The club now has debts of around £250 million and Perez admits that it is in deep trouble. Few analysts can see any way back into the black for the club despite its new leader, rather optimistically, raising the possibility of a flotation.
Part of the problem facing Real and Barca is that their increasing success at generating revenue off the pitch and securing deals that provide guaranteed future income has led to them being able to borrow the kind of money that previously would have been entirely unthinkable.
Spanish clubs generate half their earnings from television rights. With each club marketing its own rights, the figures have grown rapidly. Barcelona has already concluded a deal due to run from 2003 to 2008 that will bring in around £62 million per season. Even the annual retainer it receives now as part of the deal is, at £8 million, worth more than all but a couple of English premiership clubs received last year from BSkyB.
Elsewhere, income from broadcasting rights brings in 42 per cent of turnover for top division clubs in France, 35 per cent in Italy and 29 per cent in England. In every case the figure is rising, but the French and English figures are, in particular, set to jump considerably as new deals take effect.
In England there are important differences in how the leading clubs generate their income. Manchester United, for instance, made around £25 million sterling from merchandising during the 1998/99 season, which is close to 10 times the figure generated in the same area by France's biggest club, Marseille. A further £9 million came from conferences and match-day catering, areas of operation that would contribute virtually nothing to a big Italian club. And gate receipts, although slipping as a percentage of overall revenue, still brought in 38 per cent of United's £132 million turnover for their Champions League winning season.
In contrast, a club like Lazio, which only has half the turnover and half the gate receipts of United, makes far more from television and commercial sponsorship - both of which entail much lower costs to the club than selling shirts or feeding corporate guests, and therefore far larger profits.
The biggest clubs in Italy earned around £39 million from their domestic television rights last year, with income from European games adding considerably to the figure.

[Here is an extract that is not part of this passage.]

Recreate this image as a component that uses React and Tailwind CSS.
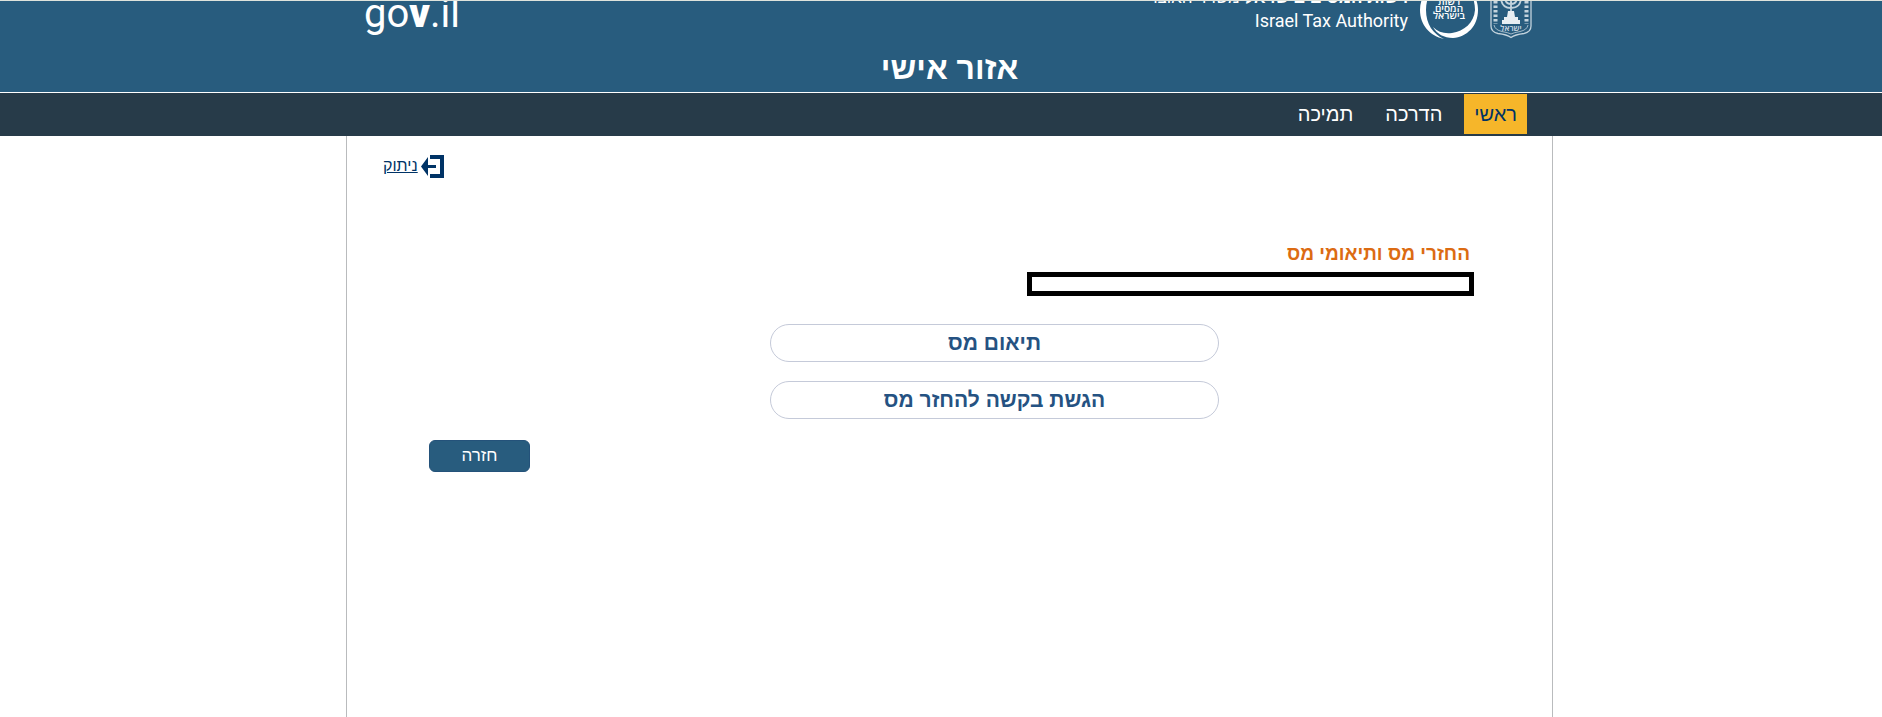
import React from 'react'

const menu = [
  { label: 'ראשי', active: true },
  { label: 'הדרכה', active: false },
  { label: 'תמיכה', active: false }
]

const actions = ['תיאום מס', 'הגשת בקשה להחזר מס']

const StateEmblem = () => (
  <svg width="42" height="56" viewBox="0 0 42 56" fill="none" stroke="#c3d3dd" aria-hidden="true">
    <path d="M1 0V43Q1 49 8 50.500Q17 51.500 21 54.500Q25 51.500 34 50.500Q41 49 41 43V0" strokeWidth="1.3" />
    <path d="M5.500 0V41M36.500 0V41" strokeWidth="4" strokeDasharray="2.5 2" />
    <path d="M4 42Q5 47 12 48.500Q18 49.500 21 51Q24 49.500 30 48.500Q37 47 38 42" strokeWidth="0.8" />
    <path d="M21 10V30M11 14Q11 25 21 25Q31 25 31 14M15 14Q15 21 21 21Q27 21 27 14" strokeWidth="1.8" />
    <path d="M18 28H24L25 34H28V37H30V41H12V37H14V34H17Z" fill="#e8eef2" stroke="none" />
    <text x="21" y="48" textAnchor="middle" fontSize="8" fontWeight="600" fontFamily="'Open Sans', sans-serif" fill="#d3dfe7" stroke="none">ישראל</text>
  </svg>
)

const AuthoritySeal = () => (
  <svg width="58" height="58" viewBox="0 0 58 58" fill="#fff" aria-hidden="true">
    <path d="M24 58C10 55 0 44 0 29C0 14 10 3 24 0C12 6 6 16 6 29C6 43 13 53 24 58Z" />
    <path d="M13 46C18 51 24 53 32 52C44 50 54 42 55 29C55 18 50 8 42 2C51 7 58 17 58 29C58 45 47 56 33 57C24 57 17 53 13 46Z" />
    <g fontSize="10" fontWeight="600" fontFamily="'Open Sans', sans-serif" textAnchor="middle">
      <text x="29" y="24">רשות</text>
      <text x="29" y="31">המסים</text>
      <text x="29" y="38">בישראל</text>
    </g>
  </svg>
)

const LogoutIcon = () => (
  <svg width="23" height="23" viewBox="0 0 23 23" fill="#003366" aria-hidden="true">
    <path d="M9 0H23V23H9V19H19V4H9Z" />
    <path d="M0 11.500L7 2V10H15V13H7V21Z" />
  </svg>
)

const Header = () => (
  <header className="overflow-hidden border-t border-b border-t-[#dfe3dc] border-b-white bg-[#285c7e] pl-[17px] text-white">
    <div className="mx-auto -mt-5 flex max-w-[1207px] items-start justify-between pr-[21px] pl-[18px]">
      <div className="flex items-end">
        <StateEmblem />
        <div className="mr-3">
          <AuthoritySeal />
        </div>
        <div className="mr-3 flex h-[52px] flex-col justify-end pb-[5px]">
          <p className="text-[17px] leading-5">
            <strong>רשות המסים בישראל</strong> משרד האוצר
          </p>
          <p dir="ltr" className="text-right font-['Liberation_Sans_Narrow',Roboto,sans-serif] text-lg leading-[26px]">
            Israel Tax Authority
          </p>
        </div>
      </div>
      <a
        href="#"
        dir="ltr"
        className="mt-[9px] font-['Roboto',sans-serif] text-[40px] leading-[48px] font-normal"
      >
        go<span className="font-black">v</span>.il
      </a>
    </div>
    <h1 className="mt-[9px] pb-[3px] text-center text-[32px] leading-[41px] font-bold">אזור אישי</h1>
  </header>
)

const Nav = () => (
  <nav className="bg-[#273b49] pt-px pb-0.5 pl-[17px]">
    <ul className="mx-auto flex max-w-[1207px] gap-3 pr-[26px]">
      {menu.map((item) => (
        <li key={item.label}>
          <a
            href="#"
            className={
              item.active
                ? 'block bg-[#f6b62a] px-2.5 text-xl leading-10 text-[#003366]'
                : 'block px-2.5 text-xl leading-10 text-white'
            }
          >
            {item.label}
          </a>
        </li>
      ))}
    </ul>
  </nav>
)

const App = () => {
  return (
    <div dir="rtl" className="flex min-h-screen flex-col bg-white font-['Liberation_Sans',Arial,sans-serif]">
      <Header />
      <Nav />
      <div className="flex grow pl-[17px]">
        <main className="mx-auto w-full max-w-[1207px] border-x border-[#b9bbbd] pt-[18px]">
          <div className="flex justify-end pl-9">
            <a href="#" className="flex items-center gap-[3px] text-base leading-6 text-[#003366]">
              <LogoutIcon />
              <span className="underline">ניתוק</span>
            </a>
          </div>

          <section className="mt-16 pr-[78px] pl-[82px]">
            <h2 className="pr-1 text-[19px] leading-6 font-bold text-[#dc6b12]">
              החזרי מס ותיאומי מס
            </h2>
            <div className="mt-1.5 h-6 max-w-[447px] border-5 border-black"></div>
            <div className="mt-7 mr-[255px] flex max-w-[449px] flex-col gap-[19px]">
              {actions.map((label) => (
                <button
                  key={label}
                  type="button"
                  className="h-[38px] rounded-full border border-[#c5cad9] text-[21px] leading-6 font-bold text-[#255282]"
                >
                  {label}
                </button>
              ))}
            </div>
            <div className="mt-[21px] flex justify-end">
              <button
                type="button"
                className="h-8 w-[101px] rounded-md border border-[#24527a] bg-[#285c7e] text-[17px] leading-6 text-white"
              >
                חזרה
              </button>
            </div>
          </section>
        </main>
      </div>
    </div>
  )
}

export default App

And the close ties between their high-profile presidents and some of Italy's largest commercial enterprises tend to have the effect of boosting the size of sponsorship deals.

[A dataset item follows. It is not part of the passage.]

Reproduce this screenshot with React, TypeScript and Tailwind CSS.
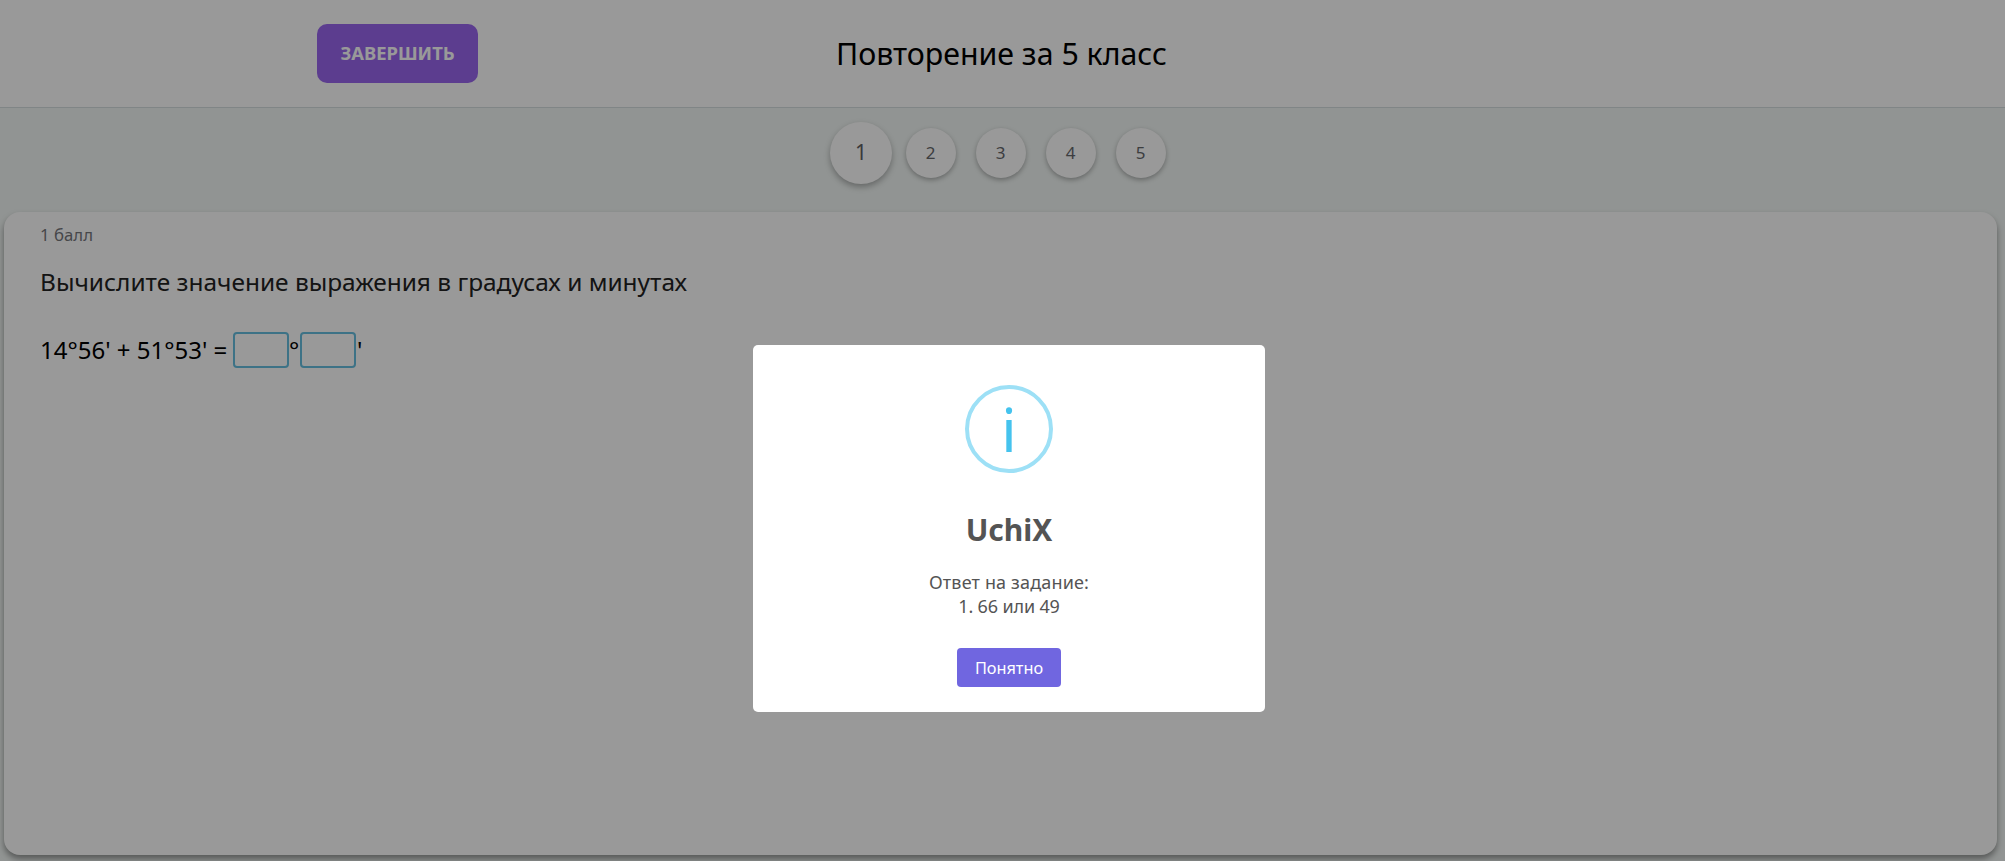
const steps = [2, 3, 4, 5];

function Header() {
  return (
    <header className="flex h-[108px] border-b border-[#d6dedf] bg-white">
      <div className="flex w-[836px] pt-6 pl-[317px]">
        <button className="h-[59px] w-[161px] rounded-[10px] bg-[#9966ee] pb-0.5 text-[18.4px] font-bold text-white">
          ЗАВЕРШИТЬ
        </button>
      </div>
      <h1 className="pt-[33px] text-[30.3px] leading-[42px] whitespace-nowrap text-black">
        Повторение за 5 класс
      </h1>
    </header>
  );
}

function Steps() {
  return (
    <nav className="flex h-[104px] items-start pt-[14px] pl-[830px] text-[#66686b]">
      <div className="flex h-[62px] w-[62px] items-center justify-center rounded-full bg-white text-[21px] text-[#5f6164] shadow-[0_3px_6px_rgba(0,0,0,0.3)]">
        1
      </div>
      <div className="flex gap-5 pt-[6px] pl-[14px]">
        {steps.map((n) => (
          <div
            key={n}
            className="flex h-[50px] w-[50px] items-center justify-center rounded-full bg-white pr-px text-[17px] shadow-[0_2px_5px_rgba(0,0,0,0.3)]"
          >
            {n}
          </div>
        ))}
      </div>
    </nav>
  );
}

function Task() {
  return (
    <main className="ml-1 h-[643px] w-[1993px] rounded-2xl bg-white px-9 pt-[11px] shadow-[0_4px_6px_rgba(0,0,0,0.4)]">
      <p className="text-[16.8px] leading-6 text-[#76777c]">1 балл</p>
      <h2 className="mt-[19px] text-[24.45px] leading-8 text-[#222222]">
        Вычислите значение выражения в градусах и минутах
      </h2>
      <div className="mt-[34px] flex h-9 items-center text-2xl text-black">
        <span className="w-[193px] whitespace-nowrap">14°56' + 51°53' =</span>
        <input className="h-9 w-14 rounded border-2 border-[#66bfe0] bg-white" />
        <span className="w-[11px]">°</span>
        <input className="h-9 w-14 rounded border-2 border-[#66bfe0] bg-white" />
        <span className="pl-px">'</span>
      </div>
    </main>
  );
}

function Modal() {
  return (
    <div className="fixed inset-0 bg-black/40 pt-[345px] pl-[753px]">
      <div className="flex h-[367px] w-[512px] flex-col items-center rounded-[5px] bg-white pt-10 text-[#545454]">
        <div className="flex h-[88px] w-[88px] items-center justify-center rounded-full border-4 border-[#9de0f6] text-[60px] leading-[80px] text-[#45c3ee]">
          i
        </div>
        <h3 className="mt-[37px] text-[30px] leading-10 font-bold">UchiX</h3>
        <div className="mt-5 flex flex-col items-center text-lg leading-6">
          <p className="tracking-[0.15px]">Ответ на задание:</p>
          <p className="tracking-[-0.15px]">1. 66 или 49</p>
        </div>
        <button className="mt-[30px] h-[39px] w-[104px] rounded bg-[#7066e0] text-[16.3px] leading-6 text-white">
          Понятно
        </button>
      </div>
    </div>
  );
}

export default function App() {
  return (
    <div className="h-[861px] overflow-hidden bg-[#f2f7f5] font-['Noto_Sans',sans-serif]">
      <Header />
      <Steps />
      <Task />
      <Modal />
    </div>
  );
}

At Lazio, club president and majority shareholder Sergio Cragnotti has backed the club's ambitious rise with substantial resources from his food processing empire but he still sees the Italian champions as being potentially his biggest money-spinner in the long term.
"In Italy football is still seen as the plaything of the rich and not as part of the entertainment industry," he said earlier this year. "But football is the most global business of the lot. You tell me the name of any other product that is bought off the shelf by three billion customers. Not even Coca-Cola comes close."
Nobody is more keenly aware of that fact than the people who run Manchester United, long the pacesetters when it comes to marketing a football brand name. These days revenue from merchandising is declining but the club recently signed a sponsorship deal worth £38 million with Vodafone and its broadcasting revenue will move closer to the kind of figures generated by the big continental clubs next season because of a new four-year package of television deals worth £2 billion.
Unlike its main European rivals, however, United is under pressure from shareholders to generate a return on investment. Therefore, the club needs to be more imaginative than others if it is to compete for players in what will soon - with the expected abolition of transfer fees and long-term contracts - be an even more competitive marketplace.
"We are not trying to compete with the private pockets of some of the European club owners," argues United's new chief executive, Peter Kenyon. "We have to think smarter in order to invest in our youth policy, the stadium and the players themselves."
And it is the players who are the key factor - with wages at United now set to spiral as the club's biggest stars seek parity with their counterparts in Italy and Spain.
"The challenge for English clubs over the next four years," insists the head of Deloitte and Touche's football industry team, Gerry Boon, "is to manage their money sensibly and ensure that some it goes on strengthening their business infrastructure rather than straight into their players' pockets".
If recent events in Spain are anything to go by then it may well be a challenge that many clubs cannot meet.